A bunch of us went to Brookgreen Gardens today. Seth, Iris, and Tsai-Hong stayed until about 1:00 before moving on to the lowcountry zoon and then headed back to the beach. Cathy, Dorothy, Jonathan, Dot, and I had lunch and then did a bit more walking in the gardens before hitting the zoo. I took a lot of pictures of sculpture and a few of dragonflies and grasshoppers (the huge eastern lubber grasshopper, Romalea microptera). I really enjoy both the sculpture and the setting. It was hot today but not really hot by South Carolina in August standards. In the shade it was actually pretty pleasant. This first picture is of my favorite tree at Brookgreen gardens. It is in the corner of the Palmetto Garden and really is part of the Live Oak Allée that’s just across the wall. I think it’s magnificent.
Of course we also went to the lowcountry zoo where we saw black-crowned night-herons (Nycticorax nycticorax) as well as a few egrets and an ibis. The otters were very active and we enjoyed watching them swim around for a while. It was actually feeding time at the alligator pond but the alligator we saw must be well fed because he was pretty blasé about the whole thing.
After leaving Brookgreen, we drove to Murrill’s Inlet for an early dinner at Nance’s. Dorothy, Jonathan, and I shared a half bushel of steamed oysters while mom had soft-shell crab and Cathy had a crab cake.
It was a busy day at work today (it’s going to be that way for a while) so I didn’t get a chance to go out and take pictures. I took this picture of fall color on the way home, though. There is still a lot of green out there but it’s getting really pretty.
This tree has already put on four feet of growth this year. Is it any wonder they are so successful in the environment? It has pretty leaves, though.

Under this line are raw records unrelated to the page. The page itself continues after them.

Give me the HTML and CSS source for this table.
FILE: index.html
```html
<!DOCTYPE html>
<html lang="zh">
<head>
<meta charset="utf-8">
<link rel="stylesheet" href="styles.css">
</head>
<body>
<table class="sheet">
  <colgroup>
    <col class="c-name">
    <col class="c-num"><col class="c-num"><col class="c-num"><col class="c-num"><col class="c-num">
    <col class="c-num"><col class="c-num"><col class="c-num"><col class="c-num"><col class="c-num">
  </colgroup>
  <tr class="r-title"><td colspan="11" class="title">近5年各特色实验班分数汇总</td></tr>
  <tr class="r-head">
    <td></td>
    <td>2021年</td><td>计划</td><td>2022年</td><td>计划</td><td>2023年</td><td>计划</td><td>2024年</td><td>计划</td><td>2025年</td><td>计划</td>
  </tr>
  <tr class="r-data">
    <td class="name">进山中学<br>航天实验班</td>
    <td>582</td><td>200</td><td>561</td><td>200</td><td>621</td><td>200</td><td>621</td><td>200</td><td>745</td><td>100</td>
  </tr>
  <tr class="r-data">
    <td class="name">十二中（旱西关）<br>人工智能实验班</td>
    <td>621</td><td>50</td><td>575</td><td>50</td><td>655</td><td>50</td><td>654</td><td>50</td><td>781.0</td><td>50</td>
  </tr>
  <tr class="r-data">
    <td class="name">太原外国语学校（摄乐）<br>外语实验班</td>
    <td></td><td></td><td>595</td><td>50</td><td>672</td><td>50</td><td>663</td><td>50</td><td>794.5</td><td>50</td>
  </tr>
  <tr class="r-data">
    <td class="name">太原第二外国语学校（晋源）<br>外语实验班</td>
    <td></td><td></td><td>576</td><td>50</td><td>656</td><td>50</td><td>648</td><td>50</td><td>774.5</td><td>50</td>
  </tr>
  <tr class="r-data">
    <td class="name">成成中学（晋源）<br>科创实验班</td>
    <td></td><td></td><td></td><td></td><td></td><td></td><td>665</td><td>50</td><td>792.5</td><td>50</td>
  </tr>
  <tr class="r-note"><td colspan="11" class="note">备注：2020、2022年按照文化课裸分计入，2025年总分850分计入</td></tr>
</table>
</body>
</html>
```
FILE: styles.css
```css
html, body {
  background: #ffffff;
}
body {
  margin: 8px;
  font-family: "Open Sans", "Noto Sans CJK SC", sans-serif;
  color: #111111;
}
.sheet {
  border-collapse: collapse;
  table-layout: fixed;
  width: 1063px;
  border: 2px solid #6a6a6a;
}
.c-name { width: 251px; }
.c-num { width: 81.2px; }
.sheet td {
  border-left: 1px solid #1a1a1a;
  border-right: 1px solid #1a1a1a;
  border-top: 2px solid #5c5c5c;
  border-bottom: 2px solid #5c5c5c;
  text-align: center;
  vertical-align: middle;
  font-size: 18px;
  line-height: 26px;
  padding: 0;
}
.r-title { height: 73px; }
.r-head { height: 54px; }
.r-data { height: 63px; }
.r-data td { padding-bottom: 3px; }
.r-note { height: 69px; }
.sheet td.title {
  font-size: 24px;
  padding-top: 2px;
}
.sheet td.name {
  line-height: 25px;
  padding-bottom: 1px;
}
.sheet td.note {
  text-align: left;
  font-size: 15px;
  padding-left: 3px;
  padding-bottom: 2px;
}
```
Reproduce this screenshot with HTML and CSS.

I was dropping Dorothy and Chris off for band practice and Chris suggested this tree as a photo subject. Unfortunately, there was a basketball hoop in front of it. So, the exercise was to remove the basketball hoop (and a bench, as well) and make it look natural. Did I succeed?
The world (at least this part of it) has turned green. It’s been a lovely spring. It’s getting quite hot today and summer is basically upon us.